What the task asks:
Spot each line that carries the word "components"; copy those lines.

Data section:
========================================================================

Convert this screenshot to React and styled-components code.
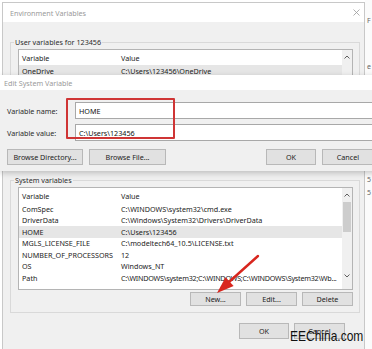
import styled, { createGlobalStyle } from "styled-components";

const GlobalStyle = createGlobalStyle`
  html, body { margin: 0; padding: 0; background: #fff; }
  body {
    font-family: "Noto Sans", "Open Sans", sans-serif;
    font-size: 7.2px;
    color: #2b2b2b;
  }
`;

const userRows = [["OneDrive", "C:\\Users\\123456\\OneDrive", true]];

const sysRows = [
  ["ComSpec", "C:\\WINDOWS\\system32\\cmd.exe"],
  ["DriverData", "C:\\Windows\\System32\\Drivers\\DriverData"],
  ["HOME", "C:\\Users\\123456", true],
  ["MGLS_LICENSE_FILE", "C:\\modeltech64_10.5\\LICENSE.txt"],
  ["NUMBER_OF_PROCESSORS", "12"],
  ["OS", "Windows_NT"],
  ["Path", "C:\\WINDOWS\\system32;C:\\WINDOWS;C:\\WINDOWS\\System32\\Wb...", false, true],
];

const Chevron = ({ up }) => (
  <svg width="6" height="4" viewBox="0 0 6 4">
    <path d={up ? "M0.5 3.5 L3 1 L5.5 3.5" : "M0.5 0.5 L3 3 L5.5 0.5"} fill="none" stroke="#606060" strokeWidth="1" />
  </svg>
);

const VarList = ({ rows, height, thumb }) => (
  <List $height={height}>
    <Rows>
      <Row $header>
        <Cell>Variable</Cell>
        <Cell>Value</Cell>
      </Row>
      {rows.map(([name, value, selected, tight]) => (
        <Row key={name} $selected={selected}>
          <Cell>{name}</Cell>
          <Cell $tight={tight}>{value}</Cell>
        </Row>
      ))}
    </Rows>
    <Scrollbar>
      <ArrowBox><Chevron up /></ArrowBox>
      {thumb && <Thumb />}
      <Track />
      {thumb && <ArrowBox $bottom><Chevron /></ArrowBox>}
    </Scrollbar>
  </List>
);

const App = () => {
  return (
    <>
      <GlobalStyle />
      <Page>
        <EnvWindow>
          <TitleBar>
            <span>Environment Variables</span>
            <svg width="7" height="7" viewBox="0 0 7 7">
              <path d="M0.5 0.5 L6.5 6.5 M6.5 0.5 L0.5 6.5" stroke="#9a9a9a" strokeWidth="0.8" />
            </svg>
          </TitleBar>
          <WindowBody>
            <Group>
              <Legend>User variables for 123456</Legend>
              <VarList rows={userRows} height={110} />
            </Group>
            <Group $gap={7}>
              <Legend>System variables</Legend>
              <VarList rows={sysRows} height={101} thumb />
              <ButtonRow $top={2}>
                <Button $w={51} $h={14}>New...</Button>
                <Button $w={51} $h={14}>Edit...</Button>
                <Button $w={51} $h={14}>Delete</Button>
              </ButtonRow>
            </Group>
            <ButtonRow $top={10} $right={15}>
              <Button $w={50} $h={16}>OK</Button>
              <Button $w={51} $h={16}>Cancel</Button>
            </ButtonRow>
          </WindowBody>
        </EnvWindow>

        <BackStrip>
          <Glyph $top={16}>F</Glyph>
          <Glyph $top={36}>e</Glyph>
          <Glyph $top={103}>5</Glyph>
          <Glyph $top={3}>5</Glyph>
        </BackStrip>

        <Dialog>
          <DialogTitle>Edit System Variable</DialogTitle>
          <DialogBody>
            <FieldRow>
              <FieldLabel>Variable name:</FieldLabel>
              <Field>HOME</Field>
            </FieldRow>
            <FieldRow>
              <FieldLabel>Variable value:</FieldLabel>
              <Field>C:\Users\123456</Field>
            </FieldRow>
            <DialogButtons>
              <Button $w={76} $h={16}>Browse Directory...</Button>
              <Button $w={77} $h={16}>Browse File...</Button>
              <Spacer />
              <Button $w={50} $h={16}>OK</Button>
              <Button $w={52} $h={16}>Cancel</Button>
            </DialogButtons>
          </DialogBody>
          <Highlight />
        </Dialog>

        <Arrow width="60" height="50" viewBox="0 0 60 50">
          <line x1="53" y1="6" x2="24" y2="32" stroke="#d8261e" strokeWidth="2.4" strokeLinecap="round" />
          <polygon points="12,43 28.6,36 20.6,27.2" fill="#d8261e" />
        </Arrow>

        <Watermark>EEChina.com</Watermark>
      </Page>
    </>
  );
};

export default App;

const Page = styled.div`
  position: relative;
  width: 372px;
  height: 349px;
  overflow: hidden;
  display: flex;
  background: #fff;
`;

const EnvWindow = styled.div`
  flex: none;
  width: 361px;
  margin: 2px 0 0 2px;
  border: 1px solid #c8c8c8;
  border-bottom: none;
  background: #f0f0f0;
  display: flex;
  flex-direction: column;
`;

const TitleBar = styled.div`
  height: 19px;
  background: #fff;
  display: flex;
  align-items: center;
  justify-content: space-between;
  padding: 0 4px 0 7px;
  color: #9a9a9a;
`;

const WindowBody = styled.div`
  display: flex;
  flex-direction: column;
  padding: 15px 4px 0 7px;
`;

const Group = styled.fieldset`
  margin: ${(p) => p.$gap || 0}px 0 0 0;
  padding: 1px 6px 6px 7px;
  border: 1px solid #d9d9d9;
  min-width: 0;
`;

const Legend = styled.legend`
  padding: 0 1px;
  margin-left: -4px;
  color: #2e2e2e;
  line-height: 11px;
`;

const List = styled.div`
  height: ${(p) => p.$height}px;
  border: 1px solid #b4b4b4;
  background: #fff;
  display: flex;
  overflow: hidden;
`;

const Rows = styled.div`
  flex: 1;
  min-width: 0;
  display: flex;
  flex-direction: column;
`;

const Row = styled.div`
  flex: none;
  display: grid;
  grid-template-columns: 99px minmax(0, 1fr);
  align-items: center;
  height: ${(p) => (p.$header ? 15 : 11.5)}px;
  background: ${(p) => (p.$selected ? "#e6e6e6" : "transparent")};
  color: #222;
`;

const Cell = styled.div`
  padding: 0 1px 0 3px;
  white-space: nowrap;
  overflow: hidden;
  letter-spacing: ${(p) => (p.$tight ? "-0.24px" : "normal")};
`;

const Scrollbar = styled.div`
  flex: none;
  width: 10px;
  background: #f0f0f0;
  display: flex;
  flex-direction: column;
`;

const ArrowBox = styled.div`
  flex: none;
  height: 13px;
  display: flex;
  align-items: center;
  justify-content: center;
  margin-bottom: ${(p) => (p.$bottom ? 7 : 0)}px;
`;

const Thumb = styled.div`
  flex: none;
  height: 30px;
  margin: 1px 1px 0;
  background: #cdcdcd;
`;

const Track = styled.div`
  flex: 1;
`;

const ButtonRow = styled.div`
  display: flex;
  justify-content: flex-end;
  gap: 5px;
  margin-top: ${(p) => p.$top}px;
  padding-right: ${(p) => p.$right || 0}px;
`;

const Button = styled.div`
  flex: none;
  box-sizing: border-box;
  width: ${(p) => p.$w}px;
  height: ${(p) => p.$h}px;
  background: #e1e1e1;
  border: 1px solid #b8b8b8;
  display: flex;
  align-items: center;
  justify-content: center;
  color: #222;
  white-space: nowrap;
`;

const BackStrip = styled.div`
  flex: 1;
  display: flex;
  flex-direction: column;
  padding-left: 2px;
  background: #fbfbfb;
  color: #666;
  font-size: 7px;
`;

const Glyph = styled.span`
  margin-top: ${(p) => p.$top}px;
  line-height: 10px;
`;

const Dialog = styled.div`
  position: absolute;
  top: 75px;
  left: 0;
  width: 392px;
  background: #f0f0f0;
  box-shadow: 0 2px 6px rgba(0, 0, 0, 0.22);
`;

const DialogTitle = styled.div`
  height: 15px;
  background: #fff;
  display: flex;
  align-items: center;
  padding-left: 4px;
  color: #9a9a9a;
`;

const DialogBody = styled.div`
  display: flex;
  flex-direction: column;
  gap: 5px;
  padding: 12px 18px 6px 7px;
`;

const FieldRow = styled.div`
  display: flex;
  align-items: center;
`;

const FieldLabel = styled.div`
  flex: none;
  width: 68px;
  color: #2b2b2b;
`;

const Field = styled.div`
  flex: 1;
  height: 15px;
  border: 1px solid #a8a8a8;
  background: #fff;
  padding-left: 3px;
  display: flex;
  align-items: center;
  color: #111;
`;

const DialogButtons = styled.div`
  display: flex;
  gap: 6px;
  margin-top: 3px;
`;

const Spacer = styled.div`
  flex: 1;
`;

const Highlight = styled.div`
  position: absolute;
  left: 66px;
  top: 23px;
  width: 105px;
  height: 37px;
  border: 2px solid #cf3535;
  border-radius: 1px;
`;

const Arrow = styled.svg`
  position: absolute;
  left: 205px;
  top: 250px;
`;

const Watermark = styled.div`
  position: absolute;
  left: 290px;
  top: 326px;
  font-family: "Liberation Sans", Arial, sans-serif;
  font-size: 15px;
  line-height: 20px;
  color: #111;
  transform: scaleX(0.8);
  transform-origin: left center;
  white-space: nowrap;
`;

========================================================================

Output:
Convert this screenshot to React and styled-components code.
import styled, { createGlobalStyle } from "styled-components";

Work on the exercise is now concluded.